Where a line contains the word "this", copy that line in full.

• Working data

● ● ● ● ● ● ●

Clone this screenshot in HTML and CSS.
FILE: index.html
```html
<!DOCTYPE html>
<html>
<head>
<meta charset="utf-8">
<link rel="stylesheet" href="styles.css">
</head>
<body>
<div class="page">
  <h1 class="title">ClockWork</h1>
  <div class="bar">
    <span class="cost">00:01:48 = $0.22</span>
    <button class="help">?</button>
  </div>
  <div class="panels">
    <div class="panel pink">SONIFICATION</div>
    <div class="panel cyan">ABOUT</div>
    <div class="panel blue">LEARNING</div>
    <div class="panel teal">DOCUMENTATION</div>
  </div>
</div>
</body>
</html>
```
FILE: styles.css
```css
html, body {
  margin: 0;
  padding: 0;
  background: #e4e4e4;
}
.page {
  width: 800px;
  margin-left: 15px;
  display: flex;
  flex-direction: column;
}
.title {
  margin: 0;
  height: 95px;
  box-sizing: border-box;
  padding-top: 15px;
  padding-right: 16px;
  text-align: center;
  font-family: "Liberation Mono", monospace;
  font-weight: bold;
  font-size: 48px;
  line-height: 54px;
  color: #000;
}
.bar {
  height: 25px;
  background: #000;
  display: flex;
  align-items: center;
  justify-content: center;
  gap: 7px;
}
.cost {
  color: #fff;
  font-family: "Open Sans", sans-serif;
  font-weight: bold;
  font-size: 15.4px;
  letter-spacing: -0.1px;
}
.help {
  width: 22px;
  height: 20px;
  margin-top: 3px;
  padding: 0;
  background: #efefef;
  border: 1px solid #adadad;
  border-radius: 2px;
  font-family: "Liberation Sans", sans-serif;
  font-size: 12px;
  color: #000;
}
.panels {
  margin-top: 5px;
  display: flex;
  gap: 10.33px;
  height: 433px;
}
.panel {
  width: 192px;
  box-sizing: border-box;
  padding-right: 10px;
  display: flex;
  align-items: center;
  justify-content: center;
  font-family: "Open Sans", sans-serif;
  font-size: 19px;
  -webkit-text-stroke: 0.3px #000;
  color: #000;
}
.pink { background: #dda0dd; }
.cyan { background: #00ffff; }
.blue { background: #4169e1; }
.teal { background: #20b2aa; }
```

● ● ● ● ● ● ●

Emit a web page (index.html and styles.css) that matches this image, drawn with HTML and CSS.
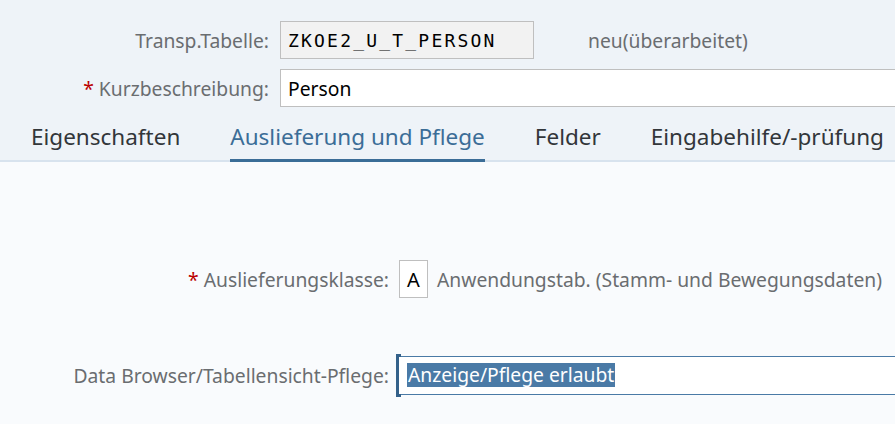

● ● ● ● ● ● ●

• Finished exercise
Clone this screenshot in HTML and CSS.
Emit a web page (index.html and styles.css) that matches this image, drawn with HTML and CSS.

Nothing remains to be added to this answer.